The natural gas industry has pushed hard to effect a two prong approach: infrastructure changes, such as large scale conversion of power plants and truck fleets to run on natural gas, popularly known as the Pickens Plan, and exportation abilities. Industry refers to increased domestic usage as “the holy grail.” The populist argument states that creating new domestic markets for natural gas would free the U.S. from foreign reliance on fossil fuel and give the U.S. a decided advantage. Of course, it would also be advantageous for the operators because a robust domestic market would cause prices to increase and close the pricing gap with crude oil which has always been a primary industry objective. In other words, the “holy grail” is pricing parity couched in populist rhetoric.
But perhaps more to the point, pricing parity can be effected much more quickly by exporting natural gas to Asian markets which are already paying 3-4 times more than the U.S. domestic market. Interestingly, exportation has not been publicly promoted by industry in the way the Pickens Plan has for obvious reasons; it does not concur with the populist message. Nevertheless, it has been pursued as a parallel path and is now a reality with the recent announcement that the first terminal at Sabine Pass has been permitted and shale gas will indeed be exported to Asia
But if U.S. natural gas is allowed to be exported as a major source of energy to the rest of the world, then domestic prices will inevitably rise, perhaps precipitously and natural gas will no longer be a cheap source of energy for chemical feedstocks, manufacturing processes or utility generation in the U.S.
This would effect a classic consumer squeeze. Hence the two prong approach. It makes good business sense.
Interestingly enough, however, from a consumer’s perspective, there are enormous benefits of a low natural gas price, particularly for the American economy. Industry itself likes to mention that the abundant supply of natural gas has dropped the price since 2008 by 67% thereby providing an economic stimulus of $250 million per day. That is substantial.
This has indeed been a serendipitous boon for our ailing and sluggish economy. In fact, manufacturing industries such as plastics are now announcing plans to ramp up production in the US specifically because they foresee cheap and abundant natural gas going forward.
But this may be short lived. If prices rise precipitously and manufacturing is locked in to natural gas as feedstock, an inflationary scenario will follow.

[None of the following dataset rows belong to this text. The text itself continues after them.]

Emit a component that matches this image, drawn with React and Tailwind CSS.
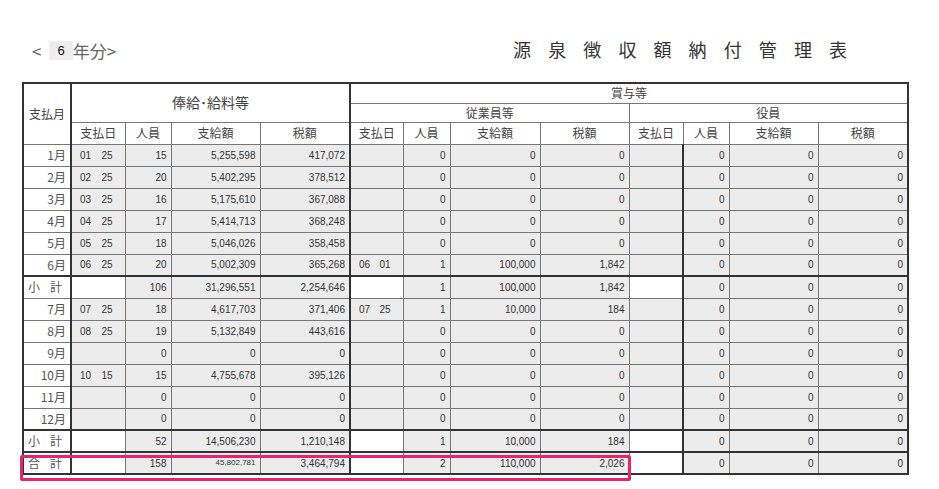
import React from "react";

const cols = [48, 54, 46, 89, 90, 53, 47, 90, 89, 54, 46, 89, 90];

const rows = [
  ["1月", "01", "25", "15", "5,255,598", "417,072", "", "", "0", "0", "0"],
  ["2月", "02", "25", "20", "5,402,295", "378,512", "", "", "0", "0", "0"],
  ["3月", "03", "25", "16", "5,175,610", "367,088", "", "", "0", "0", "0"],
  ["4月", "04", "25", "17", "5,414,713", "368,248", "", "", "0", "0", "0"],
  ["5月", "05", "25", "18", "5,046,026", "358,458", "", "", "0", "0", "0"],
  ["6月", "06", "25", "20", "5,002,309", "365,268", "06", "01", "1", "100,000", "1,842"],
  ["小 計", "", "", "106", "31,296,551", "2,254,646", "", "", "1", "100,000", "1,842", "sub"],
  ["7月", "07", "25", "18", "4,617,703", "371,406", "07", "25", "1", "10,000", "184"],
  ["8月", "08", "25", "19", "5,132,849", "443,616", "", "", "0", "0", "0"],
  ["9月", "", "", "0", "0", "0", "", "", "0", "0", "0"],
  ["10月", "10", "15", "15", "4,755,678", "395,126", "", "", "0", "0", "0"],
  ["11月", "", "", "0", "0", "0", "", "", "0", "0", "0"],
  ["12月", "", "", "0", "0", "0", "", "", "0", "0", "0"],
  ["小 計", "", "", "52", "14,506,230", "1,210,148", "", "", "1", "10,000", "184", "sub"],
  ["合 計", "", "", "158", "45,802,781", "3,464,794", "", "", "2", "110,000", "2,026", "sub"],
];

const jp = { fontFamily: '"Noto Sans CJK JP", sans-serif' };
const num = { fontFamily: '"Liberation Sans", Arial, sans-serif' };

function Day({ a, b, white }) {
  return (
    <td className={`border border-[#777] px-2 text-left ${white ? "bg-white" : "bg-[#ececec]"}`}>
      {a && (
        <span className="flex justify-between pr-1">
          <span>{a}</span>
          <span>{b}</span>
        </span>
      )}
    </td>
  );
}

function N({ v, small, thickRight }) {
  return (
    <td className={`border border-[#777] bg-[#ececec] pr-1 text-right ${small ? "text-[8px]" : ""} ${thickRight ? "border-r-2 border-r-[#333]" : ""}`}>
      {v}
    </td>
  );
}

export default function App() {
  const th = "border border-[#777] font-normal text-[12px] text-[#444] bg-white";
  return (
    <div className="relative h-[489px] w-[939px] bg-white text-[#333]">
      <div className="flex items-end pt-[36px] pl-[32px]">
        <div className="flex items-center text-[17px] text-[#666]" style={jp}>
          <span>&lt;</span>
          <span className="ml-[8px] bg-[#eee] px-[8px] text-[13px] text-[#111]" style={num}>6</span>
          <span>年分&gt;</span>
        </div>
        <div className="ml-[397px] text-[18px] tracking-[0.95em] text-[#333]" style={jp}>源泉徴収額納付管理表</div>
      </div>

      <table className="ml-[22px] mt-[19px] table-fixed border-collapse border-2 border-[#333] text-[10px]" style={num}>
        <colgroup>
          {cols.map((w, i) => (
            <col key={i} style={{ width: w }} />
          ))}
        </colgroup>
        <thead style={jp}>
          <tr className="h-[20px]">
            <th rowSpan={3} className={`${th} border-r-2 border-r-[#333] text-[11px]`}>支払月</th>
            <th colSpan={4} rowSpan={2} className={`${th} border-r-2 border-r-[#333] text-[14px]`}>俸給･給料等</th>
            <th colSpan={8} className={th}>賞与等</th>
          </tr>
          <tr className="h-[18px]">
            <th colSpan={4} className={th}>従業員等</th>
            <th colSpan={4} className={th}>役員</th>
          </tr>
          <tr className="h-[22px]">
            {["支払日", "人員", "支給額", "税額", "支払日", "人員", "支給額", "税額", "支払日", "人員", "支給額", "税額"].map((t, i) => (
              <th key={i} className={`${th} ${i === 3 ? "border-r-2 border-r-[#333]" : ""}`}>{t}</th>
            ))}
          </tr>
        </thead>
        <tbody>
          {rows.map((r, i) => {
            const sub = r[11] === "sub";
            return (
              <tr key={i} className={`h-[22px] ${sub ? "border-t-2 border-t-[#333]" : ""}`}>
                <td className="border border-[#777] border-r-2 border-r-[#333] bg-white pr-1 text-right text-[12px] text-[#555]" style={jp}>
                  {sub ? <span className="block pl-1 text-left tracking-[0.3em]">{r[0]}</span> : r[0]}
                </td>
                <Day a={r[1]} b={r[2]} white={sub} />
                <N v={r[3]} />
                <N v={r[4]} small={i === 14} />
                <N v={r[5]} thickRight />
                <Day a={r[6]} b={r[7]} white={sub} />
                <N v={r[8]} />
                <N v={r[9]} />
                <N v={r[10]} />
                <td className={`border border-[#777] border-r-2 border-r-[#333] ${sub ? "bg-white" : "bg-[#ececec]"}`}></td>
                <N v="0" />
                <N v="0" />
                <N v="0" />
              </tr>
            );
          })}
        </tbody>
      </table>

      <div className="absolute left-[20px] top-[455px] h-[26px] w-[611px] rounded-[2px] border-[3px] border-[#e8246a]"></div>
    </div>
  );
}
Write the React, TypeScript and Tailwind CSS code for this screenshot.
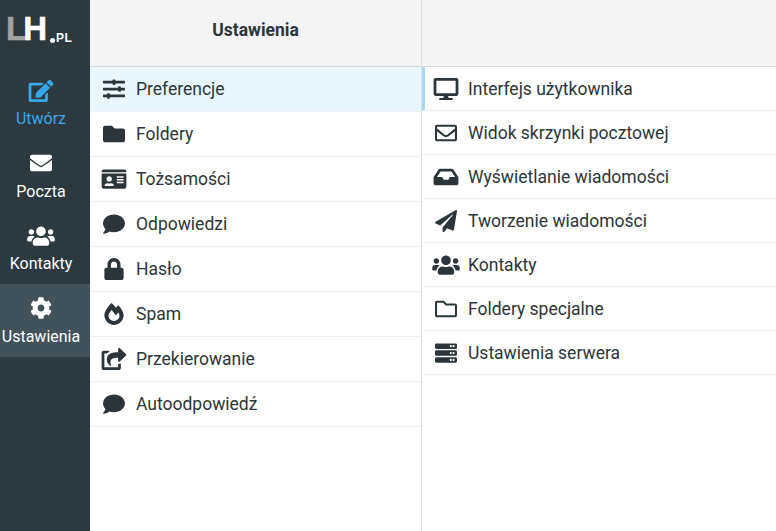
import type { IconType } from "react-icons";
import {
  FaEdit,
  FaEnvelope,
  FaUsers,
  FaCog,
  FaSlidersH,
  FaFolder,
  FaIdCard,
  FaComment,
  FaLock,
  FaFireAlt,
  FaShareSquare,
  FaDesktop,
  FaRegEnvelope,
  FaInbox,
  FaPaperPlane,
  FaRegFolder,
  FaServer,
} from "react-icons/fa";

interface NavItem {
  label: string;
  icon: IconType;
  active?: boolean;
  selected?: boolean;
}

const mainNav: NavItem[] = [
  { label: "Utwórz", icon: FaEdit, active: true },
  { label: "Poczta", icon: FaEnvelope },
  { label: "Kontakty", icon: FaUsers },
  { label: "Ustawienia", icon: FaCog, selected: true },
];

const sections: NavItem[] = [
  { label: "Preferencje", icon: FaSlidersH, selected: true },
  { label: "Foldery", icon: FaFolder },
  { label: "Tożsamości", icon: FaIdCard },
  { label: "Odpowiedzi", icon: FaComment },
  { label: "Hasło", icon: FaLock },
  { label: "Spam", icon: FaFireAlt },
  { label: "Przekierowanie", icon: FaShareSquare },
  { label: "Autoodpowiedź", icon: FaComment },
];

const prefs: NavItem[] = [
  { label: "Interfejs użytkownika", icon: FaDesktop, selected: true },
  { label: "Widok skrzynki pocztowej", icon: FaRegEnvelope },
  { label: "Wyświetlanie wiadomości", icon: FaInbox },
  { label: "Tworzenie wiadomości", icon: FaPaperPlane },
  { label: "Kontakty", icon: FaUsers },
  { label: "Foldery specjalne", icon: FaRegFolder },
  { label: "Ustawienia serwera", icon: FaServer },
];

export default function App() {
  return (
    <div className="flex h-[531px] w-[776px] overflow-hidden bg-white font-['Roboto',sans-serif] text-[#2c363a]">
      <nav className="flex w-[90px] shrink-0 flex-col bg-[#2c393e]">
        <div className="flex h-[66.6px] shrink-0 items-start pl-[6px] pt-[11px] font-['Liberation_Sans',sans-serif] font-bold">
          <span className="text-[33px] leading-[36px] tracking-[-3px] text-[#a3a3a3] [-webkit-text-stroke:0.5px_#a3a3a3]">L</span>
          <span className="text-[33px] leading-[36px] text-white [-webkit-text-stroke:0.5px_white]">H</span>
          <span className="ml-[3px] mt-[27px] h-[5px] w-[5px] rounded-full bg-white" />
          <span className="ml-[1px] mt-[21px] text-[12px] leading-[12px] tracking-[0.5px] text-white">PL</span>
        </div>
        {mainNav.map((item) => (
          <a
            key={item.label}
            className={`flex h-[72.6px] flex-col items-center pr-2 pt-[13px] text-base leading-[20px] ${
              item.active ? "text-[#37a8ec]" : "text-white"
            } ${item.selected ? "bg-[#41525a]" : ""}`}
          >
            <item.icon className="mb-[7.4px] h-[22px] w-[28px] shrink-0" />
            <span className="whitespace-nowrap">{item.label}</span>
          </a>
        ))}
      </nav>

      <section className="flex w-[332px] shrink-0 flex-col border-r border-[#dee2e6]">
        <header className="flex h-[67px] shrink-0 items-center justify-center border-b border-[#d4dbde] bg-[#f4f4f4] pb-[6px] text-[17.5px] font-bold">
          Ustawienia
        </header>
        <ul>
          {sections.map((item) => (
            <li
              key={item.label}
              className={`flex h-[45px] items-center border-b border-[#f0f0f0] pl-3 text-[17.5px] ${
                item.selected ? "bg-[#e9f6fd]" : ""
              }`}
            >
              <span className="flex w-[24px] justify-center">
                <item.icon className="h-[22px] w-[28px] shrink-0" />
              </span>
              <span className="ml-[10px]">{item.label}</span>
            </li>
          ))}
        </ul>
      </section>

      <section className="flex min-w-0 flex-1 flex-col">
        <header className="h-[67px] shrink-0 border-b border-[#d4dbde] bg-[#f4f4f4]" />
        <ul>
          {prefs.map((item) => (
            <li
              key={item.label}
              className={`flex h-[44px] items-center border-b border-[#f0f0f0] text-[17.5px] ${
                item.selected ? "border-l-[3px] border-l-[#a8dcf5] pl-[8px]" : "ml-px pl-[10px]"
              }`}
            >
              <span className="flex w-[25px] justify-center">
                <item.icon className="h-[22px] w-[28px] shrink-0" />
              </span>
              <span className="ml-[10px] pt-px">{item.label}</span>
            </li>
          ))}
        </ul>
      </section>
    </div>
  );
}
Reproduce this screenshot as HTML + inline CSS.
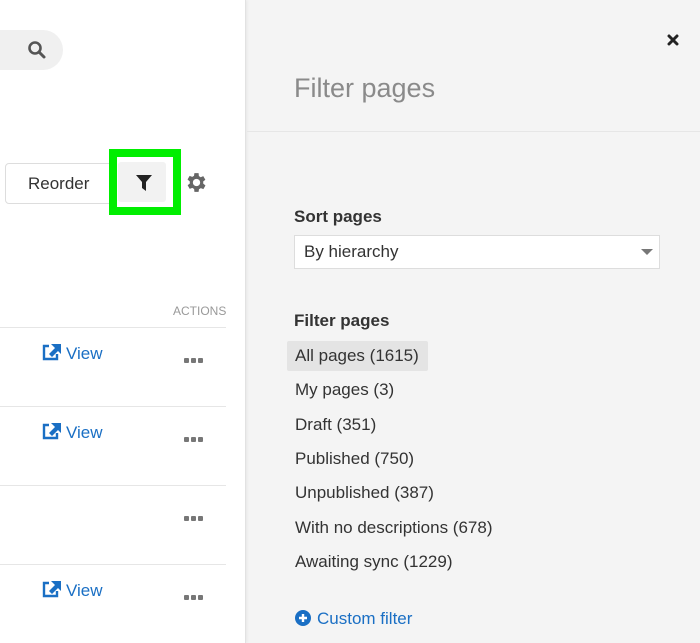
<!DOCTYPE html>
<html><head><style>
*{margin:0;padding:0;box-sizing:border-box}
body{width:700px;height:643px;overflow:hidden;background:#f4f4f4;font-family:"Liberation Sans",sans-serif;position:relative;color:#333}
.a{position:absolute}
.left{left:0;top:0;width:246px;height:643px;background:#fff;border-right:1px solid #e2e2e2;box-shadow:1px 0 3px rgba(0,0,0,.06)}
.line{position:absolute;left:0;width:226px;height:1px;background:#e6e6e6}
.view{position:absolute;left:41px;color:#1a6fc4;font-size:17px}
.view svg{margin-right:3px}
.dots{position:absolute;left:184px;width:24px;height:5px;display:flex;gap:2px}
.dots i{display:block;width:5px;height:5px;background:#777;border-radius:1px}
.it{position:absolute;left:295px;font-size:17px;color:#333}
</style></head><body>
<div class="a left">
  <div class="a" style="left:-30px;top:30px;width:93px;height:40px;border-radius:20px;background:#f0f0f0"></div>
  <svg class="a" style="left:27px;top:40px" width="20" height="20" viewBox="0 0 20 20"><circle cx="8" cy="8" r="5.5" fill="none" stroke="#555" stroke-width="2.6"/><line x1="12" y1="12" x2="17" y2="17" stroke="#555" stroke-width="3" stroke-linecap="round"/></svg>
  <div class="a" style="left:5px;top:163px;width:112px;height:41px;border:1px solid #ddd;border-radius:4px;font-size:17px;line-height:39px;padding-left:22px;color:#333">Reorder</div>
  <div class="a" style="left:109px;top:149px;width:72px;height:66px;border:8px solid #00ee00"></div>
  <div class="a" style="left:118px;top:162px;width:48px;height:40px;background:#f2f2f2;border-radius:3px"></div>
  <svg class="a" style="left:135px;top:174px" width="18" height="18" viewBox="0 0 18 18"><path d="M1 1H17L11 8V17L7 14V8Z" fill="#222"/></svg>
  <svg class="a" style="left:184px;top:170px" width="25" height="25" viewBox="0 0 24 24"><path fill="#666" fill-rule="evenodd" d="M19.4 13a7.5 7.5 0 000-2l2.1-1.6-2-3.5-2.5 1a7.4 7.4 0 00-1.7-1L15 3h-4l-.4 2.6a7.4 7.4 0 00-1.7 1l-2.5-1-2 3.5L6.6 11a7.5 7.5 0 000 2l-2.1 1.6 2 3.5 2.5-1a7.4 7.4 0 001.7 1L11 21h4l.4-2.6a7.4 7.4 0 001.7-1l2.5 1 2-3.5zM13 15.5a3.5 3.5 0 110-7 3.5 3.5 0 010 7z" transform="translate(-1 0)"/></svg>
  <div class="a" style="left:173px;top:304px;font-size:12px;color:#999">ACTIONS</div>
  <div class="line" style="top:327px"></div>
  <div class="line" style="top:406px"></div>
  <div class="line" style="top:485px"></div>
  <div class="line" style="top:564px"></div>
  <div class="view" style="top:343px"><svg width="22" height="18" viewBox="0 0 22 18" style="vertical-align:-2px"><path d="M8 3H3V16H16V11" fill="none" stroke="#1a6fc4" stroke-width="2.4"/><path d="M10 1H20V11L17 8 11 14 8 11 14 5Z" fill="#1a6fc4"/></svg>View</div>
  <div class="view" style="top:422px"><svg width="22" height="18" viewBox="0 0 22 18" style="vertical-align:-2px"><path d="M8 3H3V16H16V11" fill="none" stroke="#1a6fc4" stroke-width="2.4"/><path d="M10 1H20V11L17 8 11 14 8 11 14 5Z" fill="#1a6fc4"/></svg>View</div>
  <div class="view" style="top:580px"><svg width="22" height="18" viewBox="0 0 22 18" style="vertical-align:-2px"><path d="M8 3H3V16H16V11" fill="none" stroke="#1a6fc4" stroke-width="2.4"/><path d="M10 1H20V11L17 8 11 14 8 11 14 5Z" fill="#1a6fc4"/></svg>View</div>
  <div class="dots" style="top:358px"><i></i><i></i><i></i></div>
  <div class="dots" style="top:437px"><i></i><i></i><i></i></div>
  <div class="dots" style="top:516px"><i></i><i></i><i></i></div>
  <div class="dots" style="top:595px"><i></i><i></i><i></i></div>
</div>
<svg class="a" style="left:667px;top:34px" width="12" height="12" viewBox="0 0 12 12"><path d="M2 2L10 10M10 2L2 10" stroke="#222" stroke-width="3" stroke-linecap="round"/></svg>
<div class="a" style="left:294px;top:73px;font-size:27px;color:#8a8a8a;font-weight:300">Filter pages</div>
<div class="a" style="left:247px;top:131px;width:453px;height:1px;background:#e6e6e6"></div>
<div class="a" style="left:294px;top:207px;font-size:17px;font-weight:bold;color:#333">Sort pages</div>
<div class="a" style="left:294px;top:235px;width:366px;height:34px;background:#fff;border:1px solid #ddd;font-size:17px;line-height:32px;padding-left:9px">By hierarchy</div>
<div class="a" style="left:641px;top:249px;width:0;height:0;border-left:6px solid transparent;border-right:6px solid transparent;border-top:6px solid #777"></div>
<div class="a" style="left:294px;top:311px;font-size:17px;font-weight:bold;color:#333">Filter pages</div>
<div class="a" style="left:287px;top:341px;width:141px;height:30px;background:#e4e4e4;border-radius:2px"></div>
<div class="it" style="top:346px">All pages (1615)</div>
<div class="it" style="top:380px">My pages (3)</div>
<div class="it" style="top:415px">Draft (351)</div>
<div class="it" style="top:449px">Published (750)</div>
<div class="it" style="top:483px">Unpublished (387)</div>
<div class="it" style="top:518px">With no descriptions (678)</div>
<div class="it" style="top:552px">Awaiting sync (1229)</div>
<div class="a" style="left:295px;top:609px;font-size:17px;color:#1a6fc4"><svg width="16" height="16" viewBox="0 0 16 16" style="vertical-align:-2px;margin-right:6px"><circle cx="8" cy="8" r="8" fill="#1a6fc4"/><path d="M8 4V12M4 8H12" stroke="#fff" stroke-width="2.4"/></svg>Custom filter</div>
</body></html>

Further, such exportation contracts could obviously undermine US energy security by potentially locking the US into long term export contracts at fixed prices. At that time, the populist notion of “shale energy made by Americans and for Americans” is defunct in that we would be depleting our natural resources willingly to grow Asian economies. This is particularly problematic if reserves are not as great as expected because we could then face questions of scarcity while locked into long term contracts. EIA recently slashed its reserve estimates for the Marcellus by 80%. Its prior erroneous estimates had been based on information provided to government by industry as to how much shale gas was commercially extractable. Clearly, government needs more independent verification of reserves before agreeing to export.
Interestingly, at least one shale gas CEO inadvertently spoke frankly of such a consumer squeeze which might follow a precipitous rise in gas prices. He stated that if the price of natural gas “went through the roof”, 70% of American homes on natural gas heat would be cold; 35% of American homes and businesses and factories that use electricity from natural gas would be dark; and crops that require natural gas fertilizer would not be grown.
Yes, but oil and gas operators will have turned a very handy profit which is maybe what Chesapeake Energy’s CEO was really talking about when he said a “more prosperous future awaits”.